E, a cada ano, vários são recuperados. Os relógios nos ajudam, e teimam em girar no sentido contrário. Voltamos aos tempos idos, vividos, pensados, amados. E, na nossa maturidade, nos permitimos entrar nessa montanha-russa e desfrutar do vento na primeira cadeira. Olhos marejados pela velocidade da vida e pela esperança de que, de agora em diante, ela passe mais devagar, afinal estamos a colher os louros de tudo que queremos, ainda que há mais de trinta anos. Não tem atraso. O trem só cuidou de parar em muitas estações.

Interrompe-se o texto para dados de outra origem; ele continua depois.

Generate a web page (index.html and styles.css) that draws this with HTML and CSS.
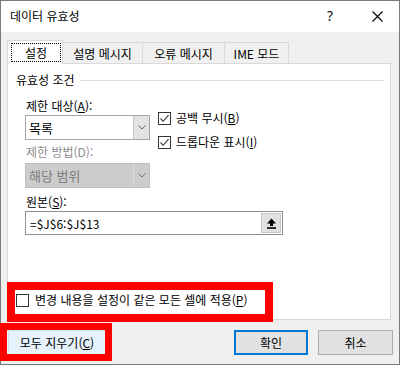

E os trens são sempre assim, eles nunca param. São solícitos, mas não andam de marcha-à-ré. São desbravadores inalcançáveis, lambem as trilhas, os trilhos, as estradas, as curvas. Contornam nossas saudades e nos trazem um vento fresco a brindar nossos sorrisos.

O amor sempre anda de trem, hoje percebo isso. Algumas viagens são mais longas que outras. Às vezes vamos para destinos que não esperamos. Alcançamos estações inóspitas, agressivas, em outras ocasiões, nos desaguam sobre os trilhos, nas praias de nossas melhores esperanças.

Importante disso tudo é manter a lucidez do inesperado. Se a luz é tanta, vamos pra janela alcançar o abajur da lua. Estendamos nossas almas nesse varal e quem sabe conseguimos garimpar algumas estrelas, como diz um amigo meu. São elas, todas elas, as vírgulas, as estações, os anos que não alcançamos. Mas estamos vivos, e como estamos!

Vamos juntos! Pega o ingresso impresso em meus olhos e acredita que depois dessa revanche, nada nos deterá! Somos nós a colorir o desenho que esboçamos há tantos anos. Somos jardim a fazer nascer todas as flores que imaginamos, enquanto jovens, e que hoje a vida nos permitiu colher.